If TNA's buyrates were considerably higher than those estimates, TNA would make a big song and dance about it.
Anymore predictions, Cleo?


Like I said before, I want TNA to succeed. Everybody does. The difference is, most people are smart enough to realise that they're not succeeding.
Even if those estimates were to be dead on, there's more to success than just buyrates. Only a week ago, TNA scored their highest rating ever. Apart from numbers, just like how it's been pointed to you a number of times in one thread, any normal human being can compare the quality of TNA programming from each year it's been on SpikeTV and compare it to now and you'll see the growth the company has made.
 
#60
Honestly, it's pointless to even discuss this with you. You just blindly defend everything TNA does. It's like I'm arguing with someone who thinks the world is flat. I shouldn't have to tell you that TNA's booking is bad. If you're a wrestling fan you should be able to recognise that. I try to show you that everybody disagrees, but you dismiss everyone else's opinions. I try to show you that TNA's buyrates are in the gutter, but you claim they don't matter. Is there anything TNA could do that would force you to open your eyes? If they booked a 60-minute blindfold Iron Man match between Black Reign and Kip James, would you admit that it was bad?

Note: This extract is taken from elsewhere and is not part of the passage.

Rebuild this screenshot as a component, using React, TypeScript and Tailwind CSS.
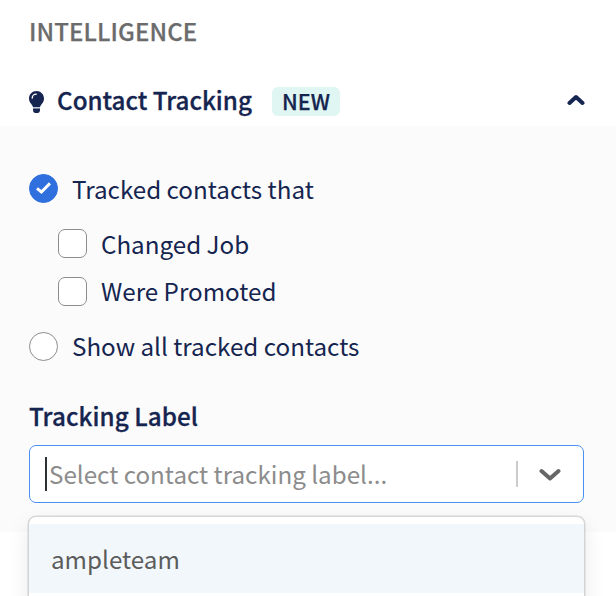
import { useState } from 'react';

interface OptionProps {
  label: string;
  shape: 'circle' | 'square';
  checked: boolean;
  onClick: () => void;
  labelClass?: string;
}

function Option({ label, shape, checked, onClick, labelClass = '' }: OptionProps) {
  return (
    <button onClick={onClick} className="flex h-[29px] items-center gap-3.5 text-left">
      <span
        className={`flex size-[29px] shrink-0 items-center justify-center border ${
          shape === 'circle' ? 'rounded-full' : 'rounded-[7px]'
        } ${checked ? 'border-[#2f6fde] bg-[#2f6fde]' : 'border-[#8c8c8c] bg-white'}`}
      >
        {checked && (
          <svg width="15" height="13" viewBox="0 0 15 13" fill="none">
            <path d="M1 6.4L5.4 10L14 1.4" stroke="white" strokeWidth="3" />
          </svg>
        )}
      </span>
      <span className={`whitespace-nowrap ${labelClass}`}>{label}</span>
    </button>
  );
}

function BulbIcon() {
  return (
    <svg width="15" height="22" viewBox="0 0 15 22" fill="none">
      <path
        d="M7.5 0C3.3 0 0 3.3 0 7.4C0 9.4.7 11 1.9 12.4C2.8 13.5 3.6 14.6 4 16H11C11.4 14.6 12.2 13.5 13.1 12.4C14.3 11 15 9.4 15 7.4C15 3.3 11.7 0 7.5 0Z"
        fill="#152550"
      />
      <path d="M3.2 7.2C3.2 4.9 5 3.2 7.3 3.2" stroke="white" strokeWidth="1.3" strokeLinecap="round" />
      <path d="M4 16H11V17.6H4Z" fill="#c3c9d8" />
      <path d="M4 17.6H11V19C11 20.7 10 22 8.6 22H6.4C5 22 4 20.7 4 19Z" fill="#152550" />
    </svg>
  );
}

export default function App() {
  const [mode, setMode] = useState('filtered');
  const [changedJob, setChangedJob] = useState(false);
  const [promoted, setPromoted] = useState(false);

  return (
    <div className="h-[596px] w-[616px] overflow-hidden bg-white font-['Noto_Sans_CJK_SC',sans-serif] text-[24.2px] leading-[29px] text-[#152550]">
      <header className="flex h-[126px] flex-col pr-[31px] pl-[29px]">
        <h2 className="mt-4 text-[24px] leading-[29px] font-medium tracking-[0.1px] text-[#6b6b6b] [-webkit-text-stroke:0.25px]">
          INTELLIGENCE
        </h2>
        <div className="mt-[42px] flex h-[29px] items-center">
          <BulbIcon />
          <h3 className="ml-[13px] w-[215px] pb-1 font-medium whitespace-nowrap [-webkit-text-stroke:0.3px]">
            Contact Tracking
          </h3>
          <span className="flex h-[29px] w-[68px] items-center justify-center rounded-md bg-[#e0f6f2] pb-[3px] text-[21.5px] font-medium [-webkit-text-stroke:0.25px]">
            NEW
          </span>
          <svg className="mb-1 ml-auto" width="18" height="12" viewBox="0 0 18 12" fill="none">
            <path d="M2.5 9L9 3L15.5 9" stroke="#152550" strokeWidth="4" strokeLinecap="round" strokeLinejoin="round" />
          </svg>
        </div>
      </header>

      <section className="h-[406px] bg-[#fbfbfb] px-[29px] pt-12">
        <Option
          label="Tracked contacts that"
          shape="circle"
          checked={mode === 'filtered'}
          onClick={() => setMode('filtered')}
        />
        <div className="mt-[26px] ml-[29px] flex flex-col gap-[19px]">
          <Option
            label="Changed Job"
            shape="square"
            checked={changedJob}
            onClick={() => setChangedJob(!changedJob)}
          />
          <Option
            label="Were Promoted"
            shape="square"
            checked={promoted}
            onClick={() => setPromoted(!promoted)}
            labelClass="pb-0.5"
          />
        </div>
        <div className="mt-[26px]">
          <Option
            label="Show all tracked contacts"
            shape="circle"
            checked={mode === 'all'}
            onClick={() => setMode('all')}
            labelClass="pb-0.5"
          />
        </div>

        <h4 className="mt-10 font-medium tracking-[0.07px] [-webkit-text-stroke:0.3px]">Tracking Label</h4>
        <div className="relative mt-[15px] w-[555px]">
          <div className="flex h-[58px] items-center rounded-[7px] border border-[#4a90ee] bg-white pl-[15px]">
            <span className="h-[34px] w-0.5 bg-[#2b2f36]" />
            <span className="ml-0.5 flex-1 pb-0.5 whitespace-nowrap text-[#8c8c8c]">
              Select contact tracking label...
            </span>
            <span className="h-[26px] w-0.5 bg-[#cccccc]" />
            <svg className="mr-[22px] ml-[21px]" width="22" height="14" viewBox="0 0 22 14" fill="none">
              <path d="M2.5 4L11 11.5L19.5 4" stroke="#666666" strokeWidth="4" strokeLinecap="round" strokeLinejoin="round" />
            </svg>
          </div>
          <ul className="absolute top-[72px] left-0 w-[555px] rounded-[7px] bg-white pt-[7px] pb-2 shadow-[0_0_0_1.5px_rgba(0,0,0,0.13),0_8px_22px_rgba(0,0,0,0.1)]">
            <li className="flex h-[69px] items-center bg-[#f2f7fb] pl-[22px] text-[#5c5c5c]">ampleteam</li>
            <li className="flex h-[69px] items-center pl-[22px]" />
          </ul>
        </div>
      </section>
    </div>
  );
}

If you just want to get behind an underdog promotion because you think WWE "sux", then stick to watching Ring of Honor. Stop trying to convince yourself that TNA is somehow better than WWE. It's not, it's a pale imitation. Don't try to convince yourself that the product has improved, either. If you think it's better now than in 2005, you either weren't watching in 2005 or you don't know what you're talking about.

If you have anything else to say to me, PM me. And don't hold your breath waiting for a response.